_Task statement_. Determine which lines contain the word "components", then copy those lines.

_Provided material_.
%%
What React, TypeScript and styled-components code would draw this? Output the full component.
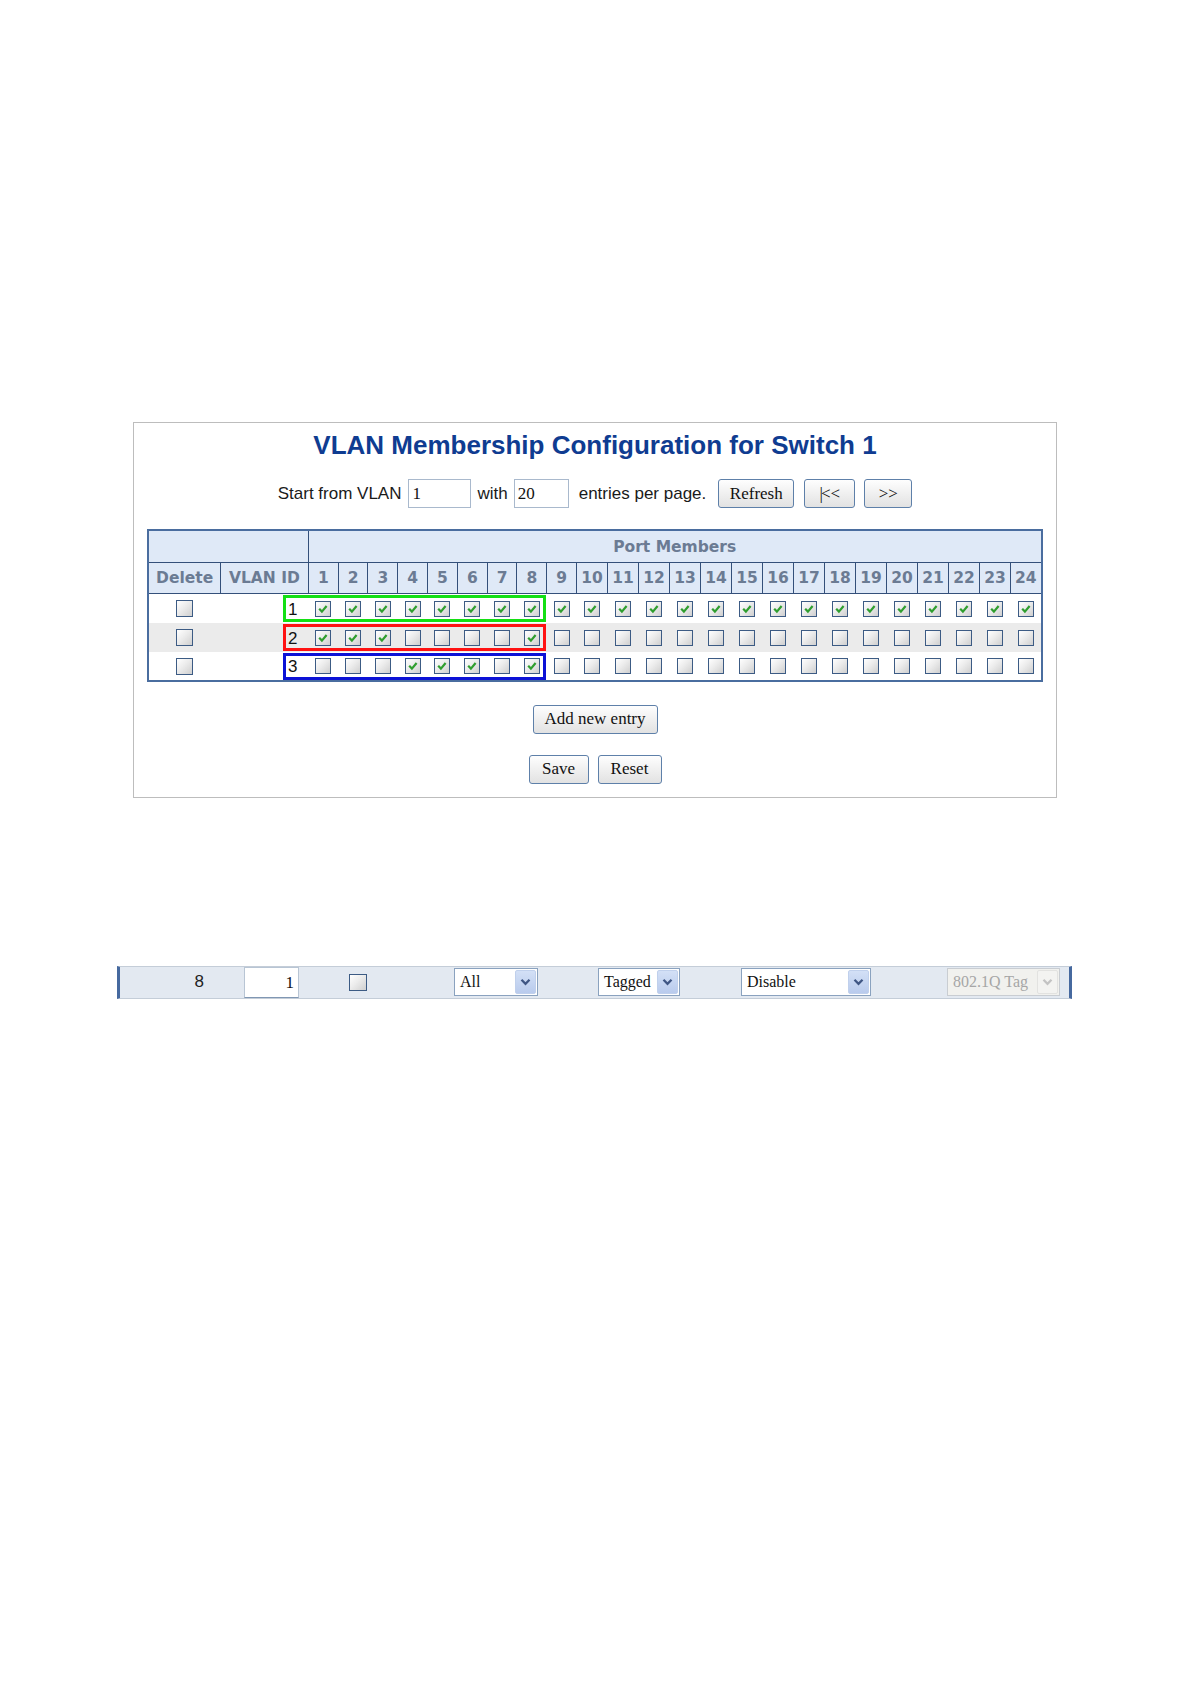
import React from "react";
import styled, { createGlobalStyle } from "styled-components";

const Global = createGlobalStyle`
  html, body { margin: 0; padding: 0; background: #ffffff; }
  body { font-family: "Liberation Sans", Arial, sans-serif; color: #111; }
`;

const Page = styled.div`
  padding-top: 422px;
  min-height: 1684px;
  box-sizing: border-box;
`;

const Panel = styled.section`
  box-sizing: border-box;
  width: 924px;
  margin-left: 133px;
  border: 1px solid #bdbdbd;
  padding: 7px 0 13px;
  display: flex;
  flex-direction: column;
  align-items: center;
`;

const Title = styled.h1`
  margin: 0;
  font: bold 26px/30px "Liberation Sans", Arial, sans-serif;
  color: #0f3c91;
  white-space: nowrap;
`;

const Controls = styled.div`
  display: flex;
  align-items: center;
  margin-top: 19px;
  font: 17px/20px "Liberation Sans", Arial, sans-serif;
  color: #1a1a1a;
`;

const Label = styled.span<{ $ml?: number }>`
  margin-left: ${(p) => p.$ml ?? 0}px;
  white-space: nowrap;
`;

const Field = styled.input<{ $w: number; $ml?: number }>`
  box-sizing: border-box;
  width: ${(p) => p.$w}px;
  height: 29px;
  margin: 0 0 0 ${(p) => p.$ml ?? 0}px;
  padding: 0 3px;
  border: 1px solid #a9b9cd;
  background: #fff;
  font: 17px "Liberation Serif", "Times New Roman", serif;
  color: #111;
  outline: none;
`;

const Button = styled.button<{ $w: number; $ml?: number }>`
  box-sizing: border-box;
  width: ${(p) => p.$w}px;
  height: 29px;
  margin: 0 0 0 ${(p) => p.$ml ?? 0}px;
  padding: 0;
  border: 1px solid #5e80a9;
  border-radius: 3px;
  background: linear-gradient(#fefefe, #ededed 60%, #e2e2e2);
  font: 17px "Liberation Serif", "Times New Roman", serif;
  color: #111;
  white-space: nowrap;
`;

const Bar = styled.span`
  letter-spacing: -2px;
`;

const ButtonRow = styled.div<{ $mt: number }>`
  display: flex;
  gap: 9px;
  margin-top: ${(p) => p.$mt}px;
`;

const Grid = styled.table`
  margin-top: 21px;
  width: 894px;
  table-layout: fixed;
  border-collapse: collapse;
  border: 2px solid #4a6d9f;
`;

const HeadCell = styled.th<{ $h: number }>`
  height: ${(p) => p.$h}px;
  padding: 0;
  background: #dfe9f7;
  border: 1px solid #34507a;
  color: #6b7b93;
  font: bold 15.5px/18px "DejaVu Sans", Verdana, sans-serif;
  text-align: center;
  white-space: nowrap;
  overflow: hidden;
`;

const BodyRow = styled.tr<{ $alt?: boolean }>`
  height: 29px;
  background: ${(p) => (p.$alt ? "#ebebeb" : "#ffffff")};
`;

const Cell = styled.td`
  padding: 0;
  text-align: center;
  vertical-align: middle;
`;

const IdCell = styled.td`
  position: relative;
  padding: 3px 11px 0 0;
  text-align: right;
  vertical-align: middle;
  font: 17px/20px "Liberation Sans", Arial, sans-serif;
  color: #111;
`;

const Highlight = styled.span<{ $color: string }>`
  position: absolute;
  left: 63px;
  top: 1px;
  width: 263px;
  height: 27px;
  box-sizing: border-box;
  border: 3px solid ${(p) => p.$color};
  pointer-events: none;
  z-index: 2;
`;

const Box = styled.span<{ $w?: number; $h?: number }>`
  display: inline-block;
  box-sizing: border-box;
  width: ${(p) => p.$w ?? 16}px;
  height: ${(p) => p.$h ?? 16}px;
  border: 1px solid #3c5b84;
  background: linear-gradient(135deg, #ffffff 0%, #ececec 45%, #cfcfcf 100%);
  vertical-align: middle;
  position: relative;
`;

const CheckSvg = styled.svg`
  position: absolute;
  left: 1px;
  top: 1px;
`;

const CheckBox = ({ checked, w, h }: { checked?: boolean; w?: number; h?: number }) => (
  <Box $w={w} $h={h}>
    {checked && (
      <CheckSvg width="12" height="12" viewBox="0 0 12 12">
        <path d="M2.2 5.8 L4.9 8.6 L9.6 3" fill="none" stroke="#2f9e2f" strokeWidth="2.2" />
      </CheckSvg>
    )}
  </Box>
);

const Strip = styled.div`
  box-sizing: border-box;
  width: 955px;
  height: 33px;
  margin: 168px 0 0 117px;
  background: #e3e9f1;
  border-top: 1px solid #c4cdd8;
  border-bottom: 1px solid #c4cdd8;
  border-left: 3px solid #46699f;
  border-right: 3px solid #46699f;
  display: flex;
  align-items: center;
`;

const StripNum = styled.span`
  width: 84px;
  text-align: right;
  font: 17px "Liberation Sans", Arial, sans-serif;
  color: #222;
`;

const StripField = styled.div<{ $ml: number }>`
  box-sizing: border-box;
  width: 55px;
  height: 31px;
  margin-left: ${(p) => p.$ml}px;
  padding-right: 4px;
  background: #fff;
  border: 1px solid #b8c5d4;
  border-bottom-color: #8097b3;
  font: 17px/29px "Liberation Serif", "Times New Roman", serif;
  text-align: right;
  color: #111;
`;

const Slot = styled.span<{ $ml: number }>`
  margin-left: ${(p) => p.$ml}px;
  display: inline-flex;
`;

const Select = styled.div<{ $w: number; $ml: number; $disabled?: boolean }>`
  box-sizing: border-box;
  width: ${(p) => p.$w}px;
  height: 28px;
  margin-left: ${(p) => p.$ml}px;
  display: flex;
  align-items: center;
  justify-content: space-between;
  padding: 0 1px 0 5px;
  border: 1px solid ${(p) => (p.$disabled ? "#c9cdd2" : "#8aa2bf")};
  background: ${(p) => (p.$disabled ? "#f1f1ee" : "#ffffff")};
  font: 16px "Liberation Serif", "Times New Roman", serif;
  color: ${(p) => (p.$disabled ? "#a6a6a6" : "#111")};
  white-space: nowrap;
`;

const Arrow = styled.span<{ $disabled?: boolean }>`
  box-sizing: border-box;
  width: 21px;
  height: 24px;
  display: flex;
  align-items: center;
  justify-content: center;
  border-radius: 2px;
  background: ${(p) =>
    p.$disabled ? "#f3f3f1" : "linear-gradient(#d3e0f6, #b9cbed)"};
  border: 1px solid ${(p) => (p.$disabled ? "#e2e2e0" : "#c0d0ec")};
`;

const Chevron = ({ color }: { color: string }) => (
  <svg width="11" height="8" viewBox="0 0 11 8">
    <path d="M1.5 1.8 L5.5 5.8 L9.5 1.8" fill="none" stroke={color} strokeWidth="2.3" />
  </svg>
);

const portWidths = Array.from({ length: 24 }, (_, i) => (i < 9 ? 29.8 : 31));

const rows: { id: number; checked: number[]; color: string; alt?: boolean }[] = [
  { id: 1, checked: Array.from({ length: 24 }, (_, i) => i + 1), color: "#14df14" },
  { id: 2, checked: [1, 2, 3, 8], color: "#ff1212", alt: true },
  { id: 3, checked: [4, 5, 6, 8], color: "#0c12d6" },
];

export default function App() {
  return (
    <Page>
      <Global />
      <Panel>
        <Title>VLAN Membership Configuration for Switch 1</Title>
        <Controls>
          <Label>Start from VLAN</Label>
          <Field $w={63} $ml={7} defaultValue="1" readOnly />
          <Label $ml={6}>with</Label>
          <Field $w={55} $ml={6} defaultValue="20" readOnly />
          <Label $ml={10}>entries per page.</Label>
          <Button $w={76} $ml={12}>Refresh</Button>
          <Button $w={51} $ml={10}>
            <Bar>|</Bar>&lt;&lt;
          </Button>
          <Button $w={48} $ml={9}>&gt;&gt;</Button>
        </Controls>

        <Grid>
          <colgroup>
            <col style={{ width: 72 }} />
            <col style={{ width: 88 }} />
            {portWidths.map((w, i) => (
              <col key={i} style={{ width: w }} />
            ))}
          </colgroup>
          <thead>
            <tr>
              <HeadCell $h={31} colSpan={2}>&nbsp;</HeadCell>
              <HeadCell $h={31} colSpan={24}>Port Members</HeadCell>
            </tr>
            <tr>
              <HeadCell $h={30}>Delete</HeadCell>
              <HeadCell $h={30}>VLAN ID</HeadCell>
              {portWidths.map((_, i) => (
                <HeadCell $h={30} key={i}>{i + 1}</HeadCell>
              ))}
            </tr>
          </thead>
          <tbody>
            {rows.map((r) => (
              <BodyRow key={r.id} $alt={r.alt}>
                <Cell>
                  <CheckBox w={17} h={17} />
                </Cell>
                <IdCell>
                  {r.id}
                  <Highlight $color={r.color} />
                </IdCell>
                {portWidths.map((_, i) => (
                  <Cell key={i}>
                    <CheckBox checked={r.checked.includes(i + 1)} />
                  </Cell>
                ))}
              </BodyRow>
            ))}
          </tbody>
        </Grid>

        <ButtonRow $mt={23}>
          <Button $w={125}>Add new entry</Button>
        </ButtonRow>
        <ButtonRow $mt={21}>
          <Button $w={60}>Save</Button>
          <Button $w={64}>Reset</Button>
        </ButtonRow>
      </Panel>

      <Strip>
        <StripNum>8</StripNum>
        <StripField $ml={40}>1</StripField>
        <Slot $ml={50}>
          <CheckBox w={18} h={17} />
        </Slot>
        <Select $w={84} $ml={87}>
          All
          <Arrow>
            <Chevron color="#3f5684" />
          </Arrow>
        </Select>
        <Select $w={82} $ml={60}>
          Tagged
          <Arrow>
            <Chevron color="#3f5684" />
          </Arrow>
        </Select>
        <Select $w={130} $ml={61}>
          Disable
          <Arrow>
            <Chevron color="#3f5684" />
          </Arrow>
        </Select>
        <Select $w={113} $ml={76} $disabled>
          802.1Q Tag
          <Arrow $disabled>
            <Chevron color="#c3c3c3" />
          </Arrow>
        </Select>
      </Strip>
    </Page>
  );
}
%%
_Output for this task_.
What React, TypeScript and styled-components code would draw this? Output the full component.
import styled, { createGlobalStyle } from "styled-components";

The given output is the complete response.